Great article on Advertising Age's website this morning about the growth of lower-alcohol craft beer. I've been predicting -- and hoping -- that the new trend in craft beer will be session beers, which are generally defined as those that contain no more than 4.5 or 5 percent alcohol by volume (some people insist that the threshold is 4 percent; they argue about this all the time on BeerAdvocate.com).
Most of the attention on craft beer over the past several years has gone to beers with higher ABVs -- brews like Stone's Arrogant Bastard (7.2 percent), Dogfish Head's 90 Minute IPA (9 percent), and Goose Island's Bourbon County Brand Stout (13 percent). Great beers, yes. But one of those and you could be done for the night, so these kinds of beers are not exactly ideal for parties or gatherings.

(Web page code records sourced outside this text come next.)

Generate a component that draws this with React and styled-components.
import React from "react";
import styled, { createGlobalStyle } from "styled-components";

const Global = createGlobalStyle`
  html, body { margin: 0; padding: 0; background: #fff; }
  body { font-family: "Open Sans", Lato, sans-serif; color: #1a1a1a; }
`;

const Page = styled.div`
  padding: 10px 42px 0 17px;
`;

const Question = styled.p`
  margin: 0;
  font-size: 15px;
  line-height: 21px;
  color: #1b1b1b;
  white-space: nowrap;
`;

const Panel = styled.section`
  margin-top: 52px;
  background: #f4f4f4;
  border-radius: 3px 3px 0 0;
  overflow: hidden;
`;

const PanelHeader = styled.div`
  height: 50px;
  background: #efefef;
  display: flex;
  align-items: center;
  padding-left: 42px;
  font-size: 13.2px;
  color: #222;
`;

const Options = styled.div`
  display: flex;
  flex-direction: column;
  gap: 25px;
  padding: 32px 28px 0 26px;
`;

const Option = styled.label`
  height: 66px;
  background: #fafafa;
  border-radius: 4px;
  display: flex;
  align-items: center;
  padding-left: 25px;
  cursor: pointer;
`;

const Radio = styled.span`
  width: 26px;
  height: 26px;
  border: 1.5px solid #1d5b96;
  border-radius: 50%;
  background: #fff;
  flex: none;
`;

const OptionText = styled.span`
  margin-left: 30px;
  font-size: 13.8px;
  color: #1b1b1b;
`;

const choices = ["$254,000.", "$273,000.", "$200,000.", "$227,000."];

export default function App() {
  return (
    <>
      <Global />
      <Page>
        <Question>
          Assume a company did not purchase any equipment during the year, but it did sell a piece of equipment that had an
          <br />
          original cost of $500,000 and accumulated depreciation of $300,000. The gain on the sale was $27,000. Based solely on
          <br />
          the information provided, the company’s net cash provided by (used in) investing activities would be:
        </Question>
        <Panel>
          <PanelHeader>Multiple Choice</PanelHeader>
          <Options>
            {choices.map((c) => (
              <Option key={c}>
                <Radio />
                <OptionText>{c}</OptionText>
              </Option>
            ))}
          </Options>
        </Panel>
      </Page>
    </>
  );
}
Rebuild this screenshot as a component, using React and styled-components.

Our big two local brewers -- Sam Adams and Harpoon -- have built their businesses on beers with ABVs around 5 percent, and it's heartening to see others following suit. My favorite new sessionable (to avoid arguments) beer is Mayflower Spring Hop Ale (5 percent), which is gone for the season but will be back toward the end of winter '12. I've also heard great things about Narragansett's new Summer Ale (4.2 percent). And there's a local brewer -- Notch, which brews in both Ipswich, Mass., and Kennebunk, Maine -- that makes nothing but beers under 4.5 percent ABV.
Session ales are what separate excellent brewers from fair ones: A mediocre beer can be disguised by its high alcohol content. A lousy 5 percent beer reveals itself. But an outstanding low-alcohol beer is something special.